» What you are asked to do: Pull each line containing "this" out of the data and copy it.

» Input material:
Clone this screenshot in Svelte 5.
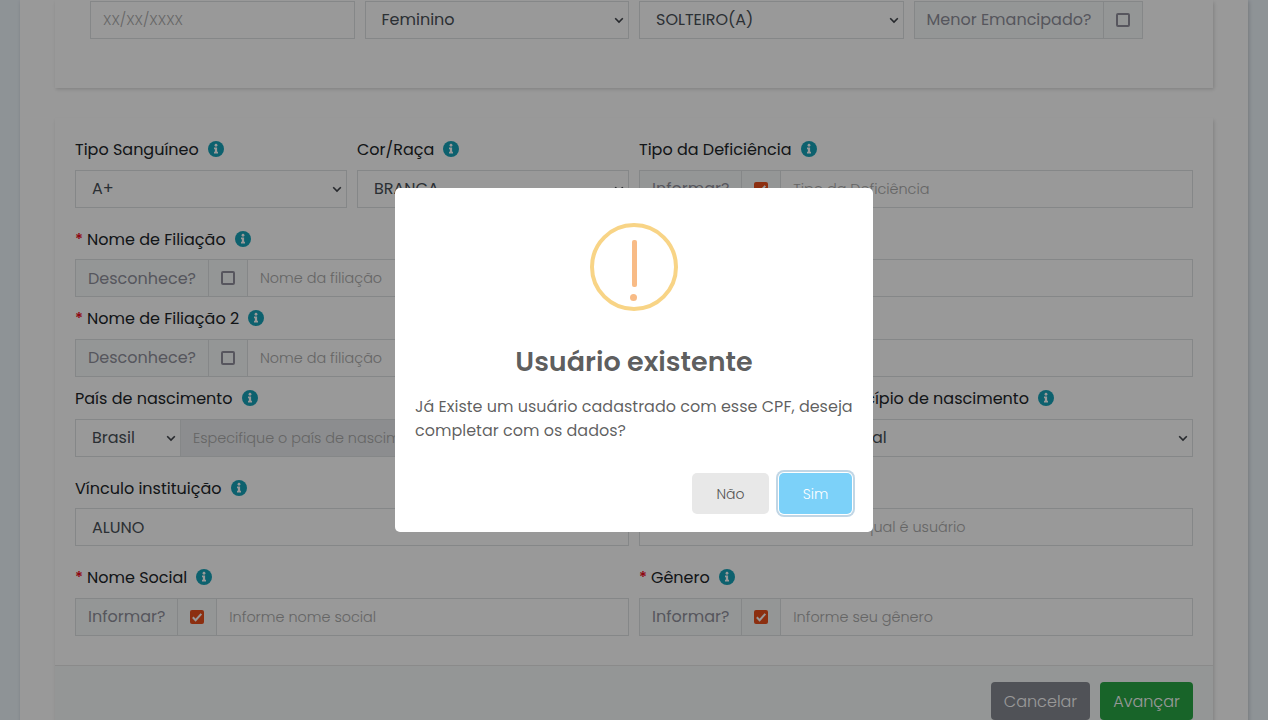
{#snippet info()}
  <svg class="info" viewBox="0 0 16 16" width="16" height="16">
    <circle cx="8" cy="8" r="8" fill="#17a2b8" />
    <circle cx="8" cy="4.25" r="1.4" fill="#fff" />
    <path d="M6 6.6h3.1v4.2h.9v1.6H6v-1.6h.9V8.2H6z" fill="#fff" />
  </svg>
{/snippet}

{#snippet label(text, required)}
  <div class="label">
    {#if required}<span class="star">*</span>{/if}
    <span class="t">{text}</span>
    {@render info()}
  </div>
{/snippet}

{#snippet select(text, arrow = true)}
  <div class="field select">
    {#if text}<span class="t">{text}</span>{/if}
    {#if arrow}
      <svg class="arrow" viewBox="0 0 10 7" width="10" height="7"><path d="M1.2 1.2 5 5l3.8-3.8" fill="none" stroke="#41454c" stroke-width="1.6" /></svg>
    {/if}
  </div>
{/snippet}

{#snippet check(text, checked)}
  <div class="addon"><span class="t">{text}</span></div>
  <div class="addon tick">
    {#if checked}
      <svg viewBox="0 0 14 14" width="14" height="14"><rect width="14" height="14" rx="2" fill="#ea4f1c" /><path d="M2.8 7.3 5.6 10.2 11.3 3.8" fill="none" stroke="#fff" stroke-width="2" /></svg>
    {:else}
      <span class="box"></span>
    {/if}
  </div>
{/snippet}

{#snippet input(text)}
  <div class="field input"><span class="t">{text}</span></div>
{/snippet}

<div class="page">
  <main>
    <section class="card first">
      <div class="grid four">
        {@render input('XX/XX/XXXX')}
        {@render select('Feminino')}
        {@render select('SOLTEIRO(A)')}
        <div class="group">{@render check('Menor Emancipado?', false)}</div>
      </div>
    </section>

    <section class="card second">
      <div class="grid blood wide">
        <div>{@render label('Tipo Sanguíneo')}{@render select('A+')}</div>
        <div>{@render label('Cor/Raça')}{@render select('BRANCA')}</div>
        <div>
          {@render label('Tipo da Deficiência')}
          <div class="group">{@render check('Informar?', true)}{@render input('Tipo da Deficiência')}</div>
        </div>
      </div>
      <div class="grid low">
        <div>
          {@render label('Nome de Filiação', true)}
          <div class="group">{@render check('Desconhece?', false)}{@render input('Nome da filiação')}</div>
        </div>
      </div>
      <div class="grid">
        <div>
          {@render label('Nome de Filiação 2', true)}
          <div class="group">{@render check('Desconhece?', false)}{@render input('Nome da filiação')}</div>
        </div>
      </div>
      <div class="grid three wide">
        <div>
          {@render label('País de nascimento')}
          <div class="group country">{@render select('Brasil')}{@render input('Especifique o país de nascimento')}</div>
        </div>
        <div class="bottom">{@render select('')}</div>
        <div>{@render label('Município de nascimento')}{@render select('Natal')}</div>
      </div>
      <div class="grid two link low">
        <div>{@render label('Vínculo instituição')}{@render select('ALUNO', false)}</div>
        <div class="bottom institution">{@render input('Informe a unidade da qual é usuário')}</div>
      </div>
      <div class="grid two last">
        <div>
          {@render label('Nome Social', true)}
          <div class="group">{@render check('Informar?', true)}{@render input('Informe nome social')}</div>
        </div>
        <div>
          {@render label('Gênero', true)}
          <div class="group">{@render check('Informar?', true)}{@render input('Informe seu gênero')}</div>
        </div>
      </div>
      <footer>
        <button class="cancel"><span class="t">Cancelar</span></button>
        <button class="next"><span class="t">Avançar</span></button>
      </footer>
    </section>
  </main>

  <div class="overlay">
    <div class="modal">
      <svg class="warn" viewBox="0 0 88 88" width="88" height="88">
        <circle cx="44" cy="44" r="42" fill="none" stroke="#f8d486" stroke-width="4" />
        <rect x="42" y="17" width="5" height="47" rx="2" fill="#f8bb86" />
        <circle cx="43.5" cy="74.5" r="3.5" fill="#f8bb86" />
      </svg>
      <h2>Usuário existente</h2>
      <p>Já Existe um usuário cadastrado com esse CPF, deseja completar com os dados?</p>
      <div class="actions">
        <button class="no">Não</button>
        <button class="yes">Sim</button>
      </div>
    </div>
  </div>
</div>

<style>
  :global(body) { background: #fff; overflow: hidden; }
  .page {
    position: relative;
    width: 1268px;
    height: 720px;
    overflow: hidden;
    box-sizing: border-box;
    padding: 0 20px;
    background: #edf5fb;
    font: 16px/24px Poppins, Inter, sans-serif;
    color: #212529;
  }
  .page :global(*) { box-sizing: border-box; }
  main {
    height: 760px;
    padding: 0 35px;
    background: #fff;
    box-shadow: 1px 1px 4px rgba(0, 0, 0, .18);
  }
  .t { white-space: nowrap; }
  .card { background: #fff; box-shadow: 1px 1.5px 3.5px rgba(0, 0, 0, .16); }
  .first { height: 88px; padding: 1px 35px 0; margin-bottom: 30px; }
  .second { padding-top: 20px; }
  .grid { display: grid; column-gap: 10px; margin: 0 20px 10px; }
  .wide { margin-bottom: 19px; }
  .link { margin-bottom: 20px; }
  .four { grid-template-columns: repeat(4, 1fr); margin: 0; }
  .blood { grid-template-columns: 272px 272px 1fr; }
  .three { grid-template-columns: repeat(3, 1fr); }
  .two { grid-template-columns: 1fr 1fr; }
  .last { margin-bottom: 29px; }
  .grid > div { min-width: 0; }
  .bottom { padding-top: 32px; }
  .label { display: flex; height: 32px; }
  .star { width: 12px; color: #f00a1c; font-weight: 500; }
  .info { margin: 3px 0 0 9.15px; }
  .field {
    display: flex;
    align-items: center;
    height: 38px;
    border: 1px solid #dee2e3;
    background: #fff;
    overflow: hidden;
  }
  .select { justify-content: space-between; padding: 0 4px 0 16px; color: #495057; }
  .arrow { margin: 1.5px 0 0 auto; flex: none; }
  .input { padding: 0 12px; font-size: 14.4px; font-weight: 300; color: #a9a9a9; }
  .institution .t { width: 313.5px; text-align: right; }
  .group { display: flex; }
  .group .input { flex: 1; min-width: 0; }
  .addon {
    display: flex;
    align-items: center;
    height: 38px;
    padding: 0 12px;
    border: 1px solid #dee2e3;
    border-right: 0;
    background: #f7fbfa;
    color: #8f8f9b;
  }
  .low .label { padding-top: 1px; }
  .low .addon:not(.tick), .low .select { padding-top: 2px; }
  .tick { width: 39px; padding: 0 12px; }
  .tick:last-child { width: 40px; border-right: 1px solid #dee2e3; }
  .box { width: 14px; height: 14px; border: 2px solid #918f9d; border-radius: 2px; }
  .country .select { width: 105px; border-right: 0; }
  .country .input { background: #e9ecef; }
  footer {
    display: flex;
    justify-content: flex-end;
    gap: 10px;
    height: 95px;
    padding: 16px 20px;
    border-top: 1px solid #e7e7e7;
    background: #f7fbfa;
  }
  button {
    display: flex;
    align-items: center;
    justify-content: center;
    border: 0;
    padding: 0;
    font: inherit;
    font-weight: 300;
    color: #fff;
  }
  footer button { height: 38px; padding-top: 2px; border-radius: 4px; }
  .cancel { width: 99px; background: #868991; }
  .next { width: 93px; background: #28a745; }
  .overlay {
    position: absolute;
    inset: 0;
    display: flex;
    align-items: center;
    justify-content: center;
    background: rgba(0, 0, 0, .4);
  }
  .modal {
    width: 478px;
    height: 344px;
    padding: 35px 20px 0;
    border-radius: 5px;
    background: #fff;
  }
  .warn { display: block; margin: 0 auto; }
  h2 {
    margin: 31px 0 0;
    text-align: center;
    font-size: 27px;
    line-height: 40px;
    font-weight: 600;
    color: rgba(0, 0, 0, .65);
  }
  p { margin: 13px 0 0; color: rgba(0, 0, 0, .64); }
  .actions { display: flex; justify-content: flex-end; gap: 10px; margin-top: 30px; padding-right: 1px; }
  .actions button { height: 41px; border-radius: 5px; font-size: 14px; }
  .actions .no { width: 77px; background: #e8e8e8; color: #555; }
  .yes { width: 73px; background: #7cd1f9; box-shadow: 0 0 0 1px #fff, 0 0 0 3px rgba(43, 114, 165, .29); }
</style>
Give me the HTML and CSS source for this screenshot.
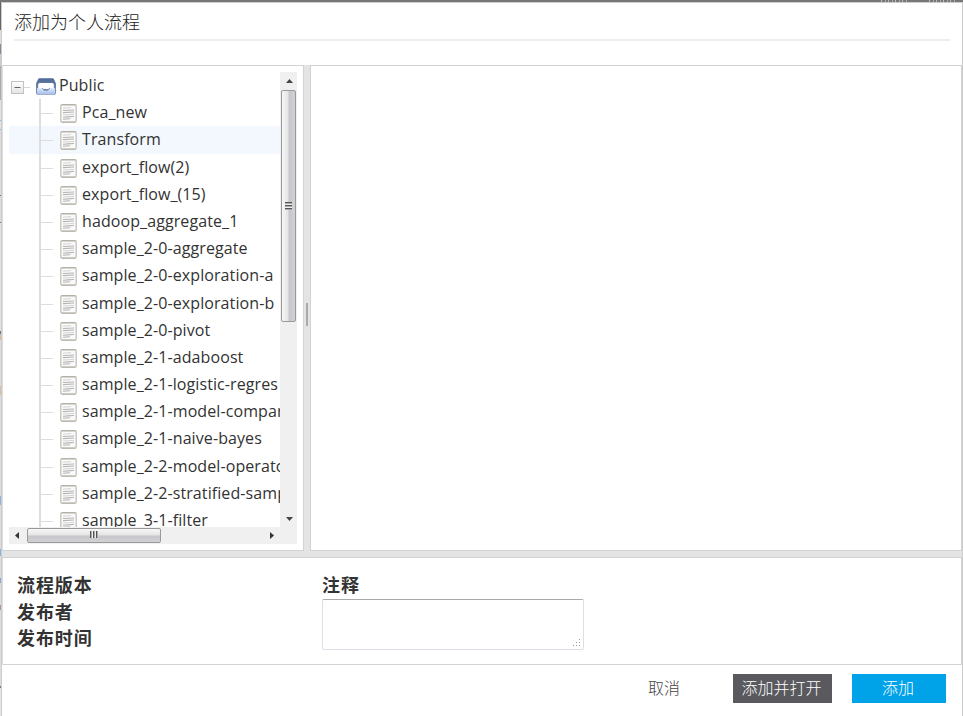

» Response to the exercise:
Clone this screenshot in Svelte 5.
Give me the HTML and CSS source for this screenshot.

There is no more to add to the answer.